[Start of GIVEN INFORMATION]

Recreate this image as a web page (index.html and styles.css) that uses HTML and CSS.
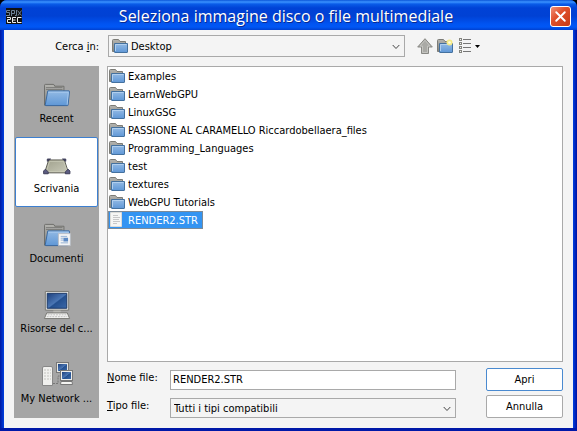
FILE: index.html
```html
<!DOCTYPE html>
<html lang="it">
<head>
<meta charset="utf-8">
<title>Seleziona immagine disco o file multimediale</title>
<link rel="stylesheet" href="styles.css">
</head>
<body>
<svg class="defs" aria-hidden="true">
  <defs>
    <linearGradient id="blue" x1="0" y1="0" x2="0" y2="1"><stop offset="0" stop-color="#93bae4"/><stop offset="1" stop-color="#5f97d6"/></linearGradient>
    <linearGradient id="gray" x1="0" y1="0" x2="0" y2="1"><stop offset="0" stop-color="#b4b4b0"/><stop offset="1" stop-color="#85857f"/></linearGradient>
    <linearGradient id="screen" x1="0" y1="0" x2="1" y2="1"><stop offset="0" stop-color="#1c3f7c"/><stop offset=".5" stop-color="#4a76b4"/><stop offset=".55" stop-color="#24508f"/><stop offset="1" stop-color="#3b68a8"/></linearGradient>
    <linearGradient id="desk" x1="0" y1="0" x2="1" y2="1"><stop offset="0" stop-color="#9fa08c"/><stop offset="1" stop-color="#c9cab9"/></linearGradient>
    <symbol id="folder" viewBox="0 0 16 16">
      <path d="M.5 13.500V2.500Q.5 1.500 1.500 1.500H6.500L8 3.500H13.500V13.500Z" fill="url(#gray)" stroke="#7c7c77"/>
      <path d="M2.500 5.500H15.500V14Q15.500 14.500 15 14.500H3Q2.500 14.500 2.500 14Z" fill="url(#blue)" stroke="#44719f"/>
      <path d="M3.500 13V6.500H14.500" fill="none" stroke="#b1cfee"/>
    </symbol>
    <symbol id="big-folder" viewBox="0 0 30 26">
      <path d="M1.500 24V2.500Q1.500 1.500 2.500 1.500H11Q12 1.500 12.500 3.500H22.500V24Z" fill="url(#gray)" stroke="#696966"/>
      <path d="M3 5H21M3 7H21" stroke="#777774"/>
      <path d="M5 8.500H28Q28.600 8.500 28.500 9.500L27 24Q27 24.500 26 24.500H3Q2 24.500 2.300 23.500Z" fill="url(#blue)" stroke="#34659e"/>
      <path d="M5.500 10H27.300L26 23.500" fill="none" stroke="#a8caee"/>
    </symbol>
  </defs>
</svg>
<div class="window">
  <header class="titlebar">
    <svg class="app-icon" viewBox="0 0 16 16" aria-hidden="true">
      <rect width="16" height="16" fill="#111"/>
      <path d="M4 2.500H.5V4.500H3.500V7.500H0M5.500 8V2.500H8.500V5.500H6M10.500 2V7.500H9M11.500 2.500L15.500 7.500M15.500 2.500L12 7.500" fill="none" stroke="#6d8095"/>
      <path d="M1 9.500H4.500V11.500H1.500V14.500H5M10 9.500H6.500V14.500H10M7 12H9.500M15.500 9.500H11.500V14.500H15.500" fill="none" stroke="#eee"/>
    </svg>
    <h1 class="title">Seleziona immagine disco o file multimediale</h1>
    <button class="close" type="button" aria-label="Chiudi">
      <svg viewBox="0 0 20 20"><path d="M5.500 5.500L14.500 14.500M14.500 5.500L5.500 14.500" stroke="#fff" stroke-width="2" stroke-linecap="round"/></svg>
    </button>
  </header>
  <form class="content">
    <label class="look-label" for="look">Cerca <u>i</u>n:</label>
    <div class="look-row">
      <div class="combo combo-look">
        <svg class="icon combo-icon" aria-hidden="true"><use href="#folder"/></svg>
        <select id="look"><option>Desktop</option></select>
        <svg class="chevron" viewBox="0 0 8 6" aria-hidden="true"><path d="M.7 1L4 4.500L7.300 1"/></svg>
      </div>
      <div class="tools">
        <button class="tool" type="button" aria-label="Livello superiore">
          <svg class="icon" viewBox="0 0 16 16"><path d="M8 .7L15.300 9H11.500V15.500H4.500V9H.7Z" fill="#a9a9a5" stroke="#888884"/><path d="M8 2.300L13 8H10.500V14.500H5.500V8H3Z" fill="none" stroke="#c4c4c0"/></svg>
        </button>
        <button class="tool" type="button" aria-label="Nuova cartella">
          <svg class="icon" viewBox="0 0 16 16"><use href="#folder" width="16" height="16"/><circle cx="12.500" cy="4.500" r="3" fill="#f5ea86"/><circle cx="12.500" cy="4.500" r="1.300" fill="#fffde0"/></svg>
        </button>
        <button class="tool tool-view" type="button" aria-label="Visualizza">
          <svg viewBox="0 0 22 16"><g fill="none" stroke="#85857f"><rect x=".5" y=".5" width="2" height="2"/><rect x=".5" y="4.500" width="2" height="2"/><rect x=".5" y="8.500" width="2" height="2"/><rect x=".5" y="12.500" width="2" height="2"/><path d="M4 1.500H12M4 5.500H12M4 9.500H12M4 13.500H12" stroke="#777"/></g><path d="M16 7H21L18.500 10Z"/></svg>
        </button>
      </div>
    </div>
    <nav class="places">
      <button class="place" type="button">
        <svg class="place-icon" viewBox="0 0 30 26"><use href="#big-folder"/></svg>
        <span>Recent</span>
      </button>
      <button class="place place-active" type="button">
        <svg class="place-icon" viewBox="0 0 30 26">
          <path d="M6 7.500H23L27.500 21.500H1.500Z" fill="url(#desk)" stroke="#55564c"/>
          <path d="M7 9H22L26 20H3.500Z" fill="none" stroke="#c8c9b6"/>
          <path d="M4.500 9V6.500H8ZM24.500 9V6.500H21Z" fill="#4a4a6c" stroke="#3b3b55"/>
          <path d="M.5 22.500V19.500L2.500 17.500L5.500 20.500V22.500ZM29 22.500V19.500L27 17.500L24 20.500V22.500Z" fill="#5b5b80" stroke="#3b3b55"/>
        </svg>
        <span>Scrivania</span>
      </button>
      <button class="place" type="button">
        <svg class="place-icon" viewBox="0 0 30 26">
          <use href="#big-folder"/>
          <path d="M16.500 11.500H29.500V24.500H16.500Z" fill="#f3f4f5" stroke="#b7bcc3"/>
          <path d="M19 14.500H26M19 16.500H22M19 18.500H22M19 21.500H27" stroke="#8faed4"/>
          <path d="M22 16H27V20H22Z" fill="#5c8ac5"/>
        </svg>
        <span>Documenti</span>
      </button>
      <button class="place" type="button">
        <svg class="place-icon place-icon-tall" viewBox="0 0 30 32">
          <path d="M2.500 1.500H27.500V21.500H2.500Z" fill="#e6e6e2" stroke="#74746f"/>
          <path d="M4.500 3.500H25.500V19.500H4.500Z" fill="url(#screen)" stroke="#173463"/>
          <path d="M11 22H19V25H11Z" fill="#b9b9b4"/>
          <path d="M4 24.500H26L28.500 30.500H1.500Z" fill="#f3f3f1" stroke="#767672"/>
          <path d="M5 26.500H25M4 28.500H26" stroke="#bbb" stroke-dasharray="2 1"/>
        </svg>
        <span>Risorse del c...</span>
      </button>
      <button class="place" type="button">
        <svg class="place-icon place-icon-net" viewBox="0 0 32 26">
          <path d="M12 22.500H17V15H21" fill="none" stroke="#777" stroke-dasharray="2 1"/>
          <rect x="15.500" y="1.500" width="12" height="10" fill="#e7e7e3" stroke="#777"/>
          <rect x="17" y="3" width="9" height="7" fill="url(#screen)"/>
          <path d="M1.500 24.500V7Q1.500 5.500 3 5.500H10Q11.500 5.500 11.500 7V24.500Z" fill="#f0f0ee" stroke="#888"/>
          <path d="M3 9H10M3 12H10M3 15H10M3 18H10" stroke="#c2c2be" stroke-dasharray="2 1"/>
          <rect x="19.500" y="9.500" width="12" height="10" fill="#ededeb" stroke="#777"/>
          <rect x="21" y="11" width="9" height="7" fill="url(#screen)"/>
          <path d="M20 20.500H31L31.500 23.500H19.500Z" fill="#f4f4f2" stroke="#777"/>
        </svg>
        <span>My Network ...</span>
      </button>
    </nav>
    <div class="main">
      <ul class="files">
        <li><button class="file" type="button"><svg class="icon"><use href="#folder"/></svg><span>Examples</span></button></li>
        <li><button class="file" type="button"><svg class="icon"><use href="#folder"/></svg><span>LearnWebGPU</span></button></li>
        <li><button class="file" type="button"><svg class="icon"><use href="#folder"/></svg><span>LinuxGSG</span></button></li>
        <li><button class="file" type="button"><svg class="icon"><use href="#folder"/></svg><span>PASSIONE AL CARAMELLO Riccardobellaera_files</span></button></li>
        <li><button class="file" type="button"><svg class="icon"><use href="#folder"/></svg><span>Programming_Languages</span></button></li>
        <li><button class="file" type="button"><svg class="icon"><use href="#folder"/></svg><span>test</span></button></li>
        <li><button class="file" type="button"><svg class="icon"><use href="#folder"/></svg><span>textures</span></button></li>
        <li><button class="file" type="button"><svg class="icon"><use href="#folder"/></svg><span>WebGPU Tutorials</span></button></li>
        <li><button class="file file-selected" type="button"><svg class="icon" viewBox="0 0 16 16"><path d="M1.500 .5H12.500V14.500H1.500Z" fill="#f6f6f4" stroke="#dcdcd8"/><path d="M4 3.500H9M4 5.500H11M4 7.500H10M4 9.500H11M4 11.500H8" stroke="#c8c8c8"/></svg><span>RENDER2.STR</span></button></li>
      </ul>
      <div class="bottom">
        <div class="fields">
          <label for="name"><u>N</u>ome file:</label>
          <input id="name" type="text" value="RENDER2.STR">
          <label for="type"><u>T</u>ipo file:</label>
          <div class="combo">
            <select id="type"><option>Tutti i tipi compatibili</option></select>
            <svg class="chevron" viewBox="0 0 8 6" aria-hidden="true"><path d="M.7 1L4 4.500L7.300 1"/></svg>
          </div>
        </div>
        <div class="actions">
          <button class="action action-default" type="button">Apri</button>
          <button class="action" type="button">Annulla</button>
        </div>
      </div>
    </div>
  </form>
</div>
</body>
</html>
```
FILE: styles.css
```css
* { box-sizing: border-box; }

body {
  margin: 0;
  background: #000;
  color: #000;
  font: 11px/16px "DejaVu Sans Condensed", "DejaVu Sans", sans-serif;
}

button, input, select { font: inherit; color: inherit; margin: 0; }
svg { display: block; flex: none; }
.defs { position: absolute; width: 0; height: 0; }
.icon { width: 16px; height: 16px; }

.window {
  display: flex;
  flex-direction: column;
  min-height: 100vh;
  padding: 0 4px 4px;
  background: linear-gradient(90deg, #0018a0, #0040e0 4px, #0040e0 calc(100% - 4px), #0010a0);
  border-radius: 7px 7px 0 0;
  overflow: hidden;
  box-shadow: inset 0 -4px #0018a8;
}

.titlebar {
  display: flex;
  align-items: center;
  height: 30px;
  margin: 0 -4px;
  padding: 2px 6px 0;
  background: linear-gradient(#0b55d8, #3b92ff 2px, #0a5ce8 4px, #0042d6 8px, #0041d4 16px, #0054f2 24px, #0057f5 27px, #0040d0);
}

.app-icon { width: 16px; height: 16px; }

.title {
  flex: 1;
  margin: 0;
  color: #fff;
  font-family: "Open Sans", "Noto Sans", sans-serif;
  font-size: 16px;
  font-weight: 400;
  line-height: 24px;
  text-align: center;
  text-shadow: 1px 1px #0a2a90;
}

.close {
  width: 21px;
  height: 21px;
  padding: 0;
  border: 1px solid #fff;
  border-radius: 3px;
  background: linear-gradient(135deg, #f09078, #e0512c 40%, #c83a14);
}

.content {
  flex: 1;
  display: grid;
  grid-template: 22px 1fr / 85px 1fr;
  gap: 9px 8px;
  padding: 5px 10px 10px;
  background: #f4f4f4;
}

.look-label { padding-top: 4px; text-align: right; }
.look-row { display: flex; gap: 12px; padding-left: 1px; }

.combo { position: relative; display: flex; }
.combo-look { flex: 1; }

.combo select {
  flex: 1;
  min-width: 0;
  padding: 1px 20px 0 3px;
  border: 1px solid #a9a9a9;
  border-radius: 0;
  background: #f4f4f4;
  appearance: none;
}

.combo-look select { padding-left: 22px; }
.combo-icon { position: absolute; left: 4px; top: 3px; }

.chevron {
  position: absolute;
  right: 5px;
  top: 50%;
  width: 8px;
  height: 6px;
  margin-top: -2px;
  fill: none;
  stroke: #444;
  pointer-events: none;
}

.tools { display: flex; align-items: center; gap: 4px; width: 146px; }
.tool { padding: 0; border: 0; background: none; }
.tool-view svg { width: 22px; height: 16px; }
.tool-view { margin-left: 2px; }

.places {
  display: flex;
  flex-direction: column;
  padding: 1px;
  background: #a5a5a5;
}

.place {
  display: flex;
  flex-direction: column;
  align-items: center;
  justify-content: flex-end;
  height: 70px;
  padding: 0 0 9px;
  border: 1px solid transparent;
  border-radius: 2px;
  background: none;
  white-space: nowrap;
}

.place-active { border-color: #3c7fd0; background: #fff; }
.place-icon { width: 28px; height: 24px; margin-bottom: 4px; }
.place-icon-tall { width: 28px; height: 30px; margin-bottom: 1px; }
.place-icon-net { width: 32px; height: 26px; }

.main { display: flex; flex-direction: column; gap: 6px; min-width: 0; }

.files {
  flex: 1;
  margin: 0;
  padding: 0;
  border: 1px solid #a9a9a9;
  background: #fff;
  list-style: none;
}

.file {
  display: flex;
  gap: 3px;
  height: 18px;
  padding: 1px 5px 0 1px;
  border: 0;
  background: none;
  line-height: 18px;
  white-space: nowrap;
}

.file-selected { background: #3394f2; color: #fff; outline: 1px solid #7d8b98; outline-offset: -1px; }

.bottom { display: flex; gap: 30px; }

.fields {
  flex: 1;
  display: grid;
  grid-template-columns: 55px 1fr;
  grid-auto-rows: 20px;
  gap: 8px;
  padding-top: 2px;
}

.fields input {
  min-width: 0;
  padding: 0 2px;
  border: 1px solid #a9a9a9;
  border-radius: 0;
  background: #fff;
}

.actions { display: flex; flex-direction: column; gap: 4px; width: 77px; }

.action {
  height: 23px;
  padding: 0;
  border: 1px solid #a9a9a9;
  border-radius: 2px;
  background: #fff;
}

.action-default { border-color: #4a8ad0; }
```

[End of GIVEN INFORMATION]

### WHAT IS REQUIRED
State how many lines of the material contain the string "styles", with no other words.

### EXERCISE RESULT
3